Clean air, clean water. All people healthy and satisfied. Communities thriving together. Life respected and free. People treating each other as they'd like to be treated.

What if the heaven we've learned about isn't a place, but instead a state of being? What if the arrival time isn't after physical death, but as soon as we're willing?

It just takes a resurrection, and that begins with a willingness to see that this destructive life we live is not the only way.

Matthew 16:25 and Luke 17:21.
** Here's a source of writings, art, and blog posts by Nate and his friends called the Ecotheo Review, "Enlivening faith and ecological communities through writing, arts, and education."

Saturday, October 3, 2015

We are the someone

I was posting another environmentalist article to Facebook tonight, hoping to open more eyes to our global dilemma. And again I felt that lost feeling from not really knowing what to do next. 

Having two little boys at home, I love that they need me. My wife and I have trained ourselves and them to have confidence to figure things out, but I still love to be needed, and I love fulfilling their needs. 
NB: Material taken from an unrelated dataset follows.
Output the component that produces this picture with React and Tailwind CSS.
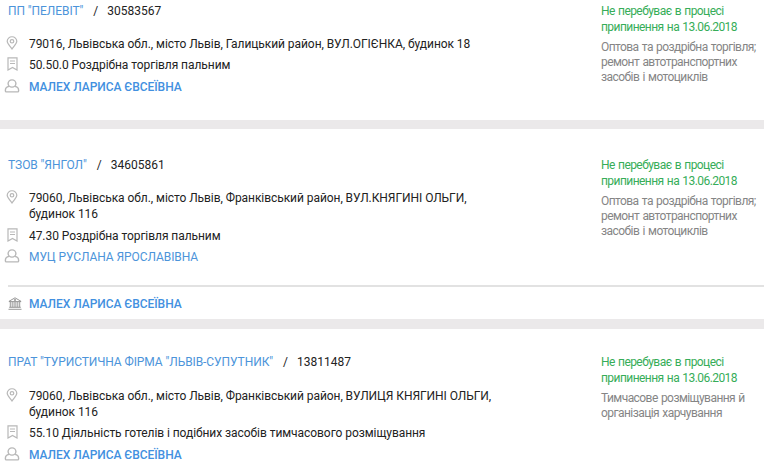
const PinIcon = () => (
  <svg className="h-[14px] w-[12px]" viewBox="0 0 12 15" preserveAspectRatio="none" fill="none" stroke="#b8b8b8" strokeWidth="1.2">
    <path d="M6 14C4.2 11 1.2 8.4 1.2 5.6a4.8 4.8 0 0 1 9.6 0C10.8 8.4 7.8 11 6 14Z" />
    <circle cx="6" cy="5.7" r="1.8" />
  </svg>
);

const BookmarkIcon = () => (
  <svg className="h-[14px] w-[11px]" viewBox="0 0 11 14" fill="none" stroke="#b8b8b8" strokeWidth="1.2">
    <path d="M1 .8h9v12.2L5.5 10.4 1 13ZM3 4h5M3 6.5h5" />
  </svg>
);

const PersonIcon = () => (
  <svg className="h-[14px] w-[16px]" viewBox="0 0 16 15" preserveAspectRatio="none" fill="none" stroke="#b8b8b8" strokeWidth="1.4">
    <circle cx="8" cy="4.8" r="3.9" />
    <path d="M5 7.800C2.500 8.300 1.400 9.700 1.400 12v.8c0 .6.4 1 1 1h11.200c.6 0 1-.4 1-1V12c0-2.300-1.100-3.700-3.600-4.200" />
  </svg>
);

const BankIcon = () => (
  <svg className="h-[13px] w-[14px]" viewBox="0 0 14 13" fill="none" stroke="#8c8c8c" strokeWidth="0.9">
    <path d="M.8 4.600h12.400M1 4.300 7 .8l6 3.500M1.200 10.300h11.600M.5 12.300h13M2.300 4.800v5.300M4.200 4.800v5.300M6.100 4.800v5.300M7.900 4.800v5.300M9.800 4.800v5.300M11.700 4.800v5.300" />
    <circle cx="7" cy="3" r=".7" />
  </svg>
);

function Row({ icon, className = "", children }) {
  return (
    <div className={"flex items-start " + className}>
      <div className="-ml-[4px] flex h-[14px] w-[16px] shrink-0 items-center justify-center">{icon}</div>
      <div className="ml-[9px] whitespace-nowrap">{children}</div>
    </div>
  );
}

function Title({ name, code }) {
  return (
    <div className="flex whitespace-nowrap">
      <a className="tracking-[-0.08px] text-[#4c94da]">{name}</a>
      <span className="ml-[10px]">/</span>
      <span className="ml-[9px] tracking-normal">{code}</span>
    </div>
  );
}

function Status({ lines }) {
  return (
    <div className="w-[163px] shrink-0 whitespace-nowrap text-[12px] tracking-[-0.56px] [word-spacing:0.8px]">
      <div className="text-[#36ad58]">
        Не перебуває в процесі
        <br />
        припинення на 13.06.2018
      </div>
      <div className="mt-[5px] leading-[15px] text-[#858585]">
        {lines.map((l) => (
          <div key={l}>{l}</div>
        ))}
      </div>
    </div>
  );
}

const Strong = ({ children }) => <a className="font-medium tracking-[-0.05px] text-[#4290e0]">{children}</a>;

export default function App() {
  return (
    <div className="h-[469px] w-[764px] overflow-hidden bg-white font-['Roboto',sans-serif] text-[12px] leading-[16px] tracking-[-0.06px] text-[#222]">
      <section className="flex h-[120px] justify-between pl-[8px] pt-[3px]">
        <div>
          <Title name={'ПП "ПЕЛЕВІТ"'} code="30583567" />
          <Row icon={<PinIcon />} className="mt-[17px]">
            79016, Львівська обл., місто Львів, Галицький район, ВУЛ.ОГІЄНКА, будинок 18
          </Row>
          <Row icon={<BookmarkIcon />} className="mt-[5px]">50.50.0 Роздрібна торгівля пальним</Row>
          <Row icon={<PersonIcon />} className="mt-[6px]"><Strong>МАЛЕХ ЛАРИСА ЄВСЕЇВНА</Strong></Row>
        </div>
        <Status lines={["Оптова та роздрібна торгівля;", "ремонт автотранспортних", "засобів і мотоциклів"]} />
      </section>

      <div className="h-[9px] bg-[#ebe9ea]" />

      <section className="h-[190px] pl-[8px] pt-[28px]">
        <div className="flex h-[128px] justify-between">
          <div>
            <Title name={'ТЗОВ "ЯНГОЛ"'} code="34605861" />
            <Row icon={<PinIcon />} className="mt-[17px]">
              79060, Львівська обл., місто Львів, Франківський район, ВУЛ.КНЯГИНІ ОЛЬГИ,
              <br />
              будинок 116
            </Row>
            <Row icon={<BookmarkIcon />} className="mt-[6px]">47.30 Роздрібна торгівля пальним</Row>
            <Row icon={<PersonIcon />} className="mt-[5px]"><a className="tracking-[-0.08px] text-[#4c94da]">МУЦ РУСЛАНА ЯРОСЛАВІВНА</a></Row>
          </div>
          <Status lines={["Оптова та роздрібна торгівля;", "ремонт автотранспортних", "засобів і мотоциклів"]} />
        </div>
        <div className="h-[2px] bg-[#e2e2e2]" />
        <div className="flex pt-[9px]">
          <div className="flex h-[15px] w-[14px] items-center"><BankIcon /></div>
          <div className="ml-[7px]"><Strong>МАЛЕХ ЛАРИСА ЄВСЕЇВНА</Strong></div>
        </div>
      </section>

      <div className="h-[10px] bg-[#ebe9ea]" />

      <section className="flex justify-between pl-[8px] pt-[25px]">
        <div>
          <Title name={'ПРАТ "ТУРИСТИЧНА ФІРМА "ЛЬВІВ-СУПУТНИК"'} code="13811487" />
          <Row icon={<PinIcon />} className="mt-[18px]">
            79060, Львівська обл., місто Львів, Франківський район, ВУЛИЦЯ КНЯГИНІ ОЛЬГИ,
            <br />
            будинок 116
          </Row>
          <Row icon={<BookmarkIcon />} className="mt-[5px]">55.10 Діяльність готелів і подібних засобів тимчасового розміщування</Row>
          <Row icon={<PersonIcon />} className="mt-[6px]"><Strong>МАЛЕХ ЛАРИСА ЄВСЕЇВНА</Strong></Row>
        </div>
        <Status lines={["Тимчасове розміщування й", "організація харчування"]} />
      </section>
    </div>
  );
}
The scientists and engineers we hope will solve the problems for us, the politicians we hope will sustain us through transition, the teachers who always had the solution to the tough problems, the God who has given us free will and skills to survive, the mommy and daddy who were always there for us before, none of them are coming. 

No one is coming. 

We are the someone we've been waiting for. We are smart enough, creative enough, thoughtful and generous and compassionate enough, and if anyone gets us out of this, it's us. 

For years I've been feeling stuck, like I'm at the edge of a canyon with my kids, about to be pushed off the cliff by industrialization. And I know there's a new world just across the canyon, obscured by a hazy lack of creative vision, but there. And I have been desperately looking around for a bridge that should just be there. 

There's no bridge to the other side. We've got to build it. 

This blog is an organization of my training and skill building. We are going to build a bridge.